Não só, mas principalmente por isso, nada mais natural que a taxa de vaidade por metro quadrado numa redação seja muito superior à média de outros lugares de trabalho. O jornalismo é ainda uma atividade de intensa interação pessoal entre os colegas e fortemente "empatotada". Chefes de redação, por fim, são equiparados a maestros e generais, condottieri, em suma ? ou assim se consideram. Daí ao culto da personalidade, como se dizia na velha e má Rússia soviética, não precisa muito.
Mesmo quando não se chega a tanto, precisa menos ainda para que até jornalistas de fino trato na vida particular, além de democratas sinceros (dos cafajestes e fascistas enrustidos nem é o caso de falar) se comportem, nas suas posições profissionais, de forma tal que pelo menos os seus subordinados considerarão incivil, desdenhosa ou ofensiva ? ainda que, no mérito, aqueles honrem o Primeiro Mandamento do Chefe.

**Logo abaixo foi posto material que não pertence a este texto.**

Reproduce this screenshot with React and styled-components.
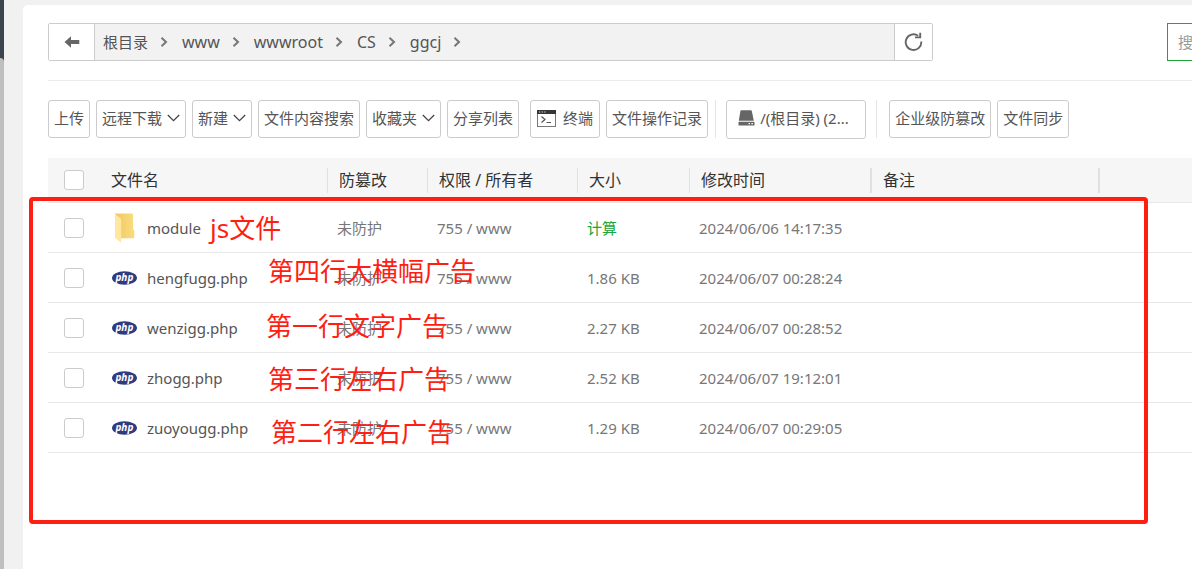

E, bem pensadas as coisas, salvo uma ou outra fabulosa raridade, não há quem exerça ou tenha exercido chefia numa redação em condições legítimas de atirar a primeira pedra, por jamais ter confundido o justo esporro profissional com agressão à dignidade do chefiado.
É sutil, quase invisível a linha que separa uma certa rispidez do primeiro com o segundo ? inevitável nos momentos de maior tensão, quando se corre contra o tempo e contra o erro ? da forma de agir em que o deputado cujo projeto motivou este texto provavelmente estava pensando quando lhe ocorreu a idéia luminosa de capitular no Código Penal o crime de assédio moral.
Dado o adiantado da hora no atual período legislativo, a Câmara só voltará a se ocupar da matéria no ano que vem. É de esperar que as centrais sindicais façam pressão para levá-lo adiante. Os jornalistas podiam aproveitar a ensancha para discutir o assunto ? e dar uma força à iniciativa do bom Jesus.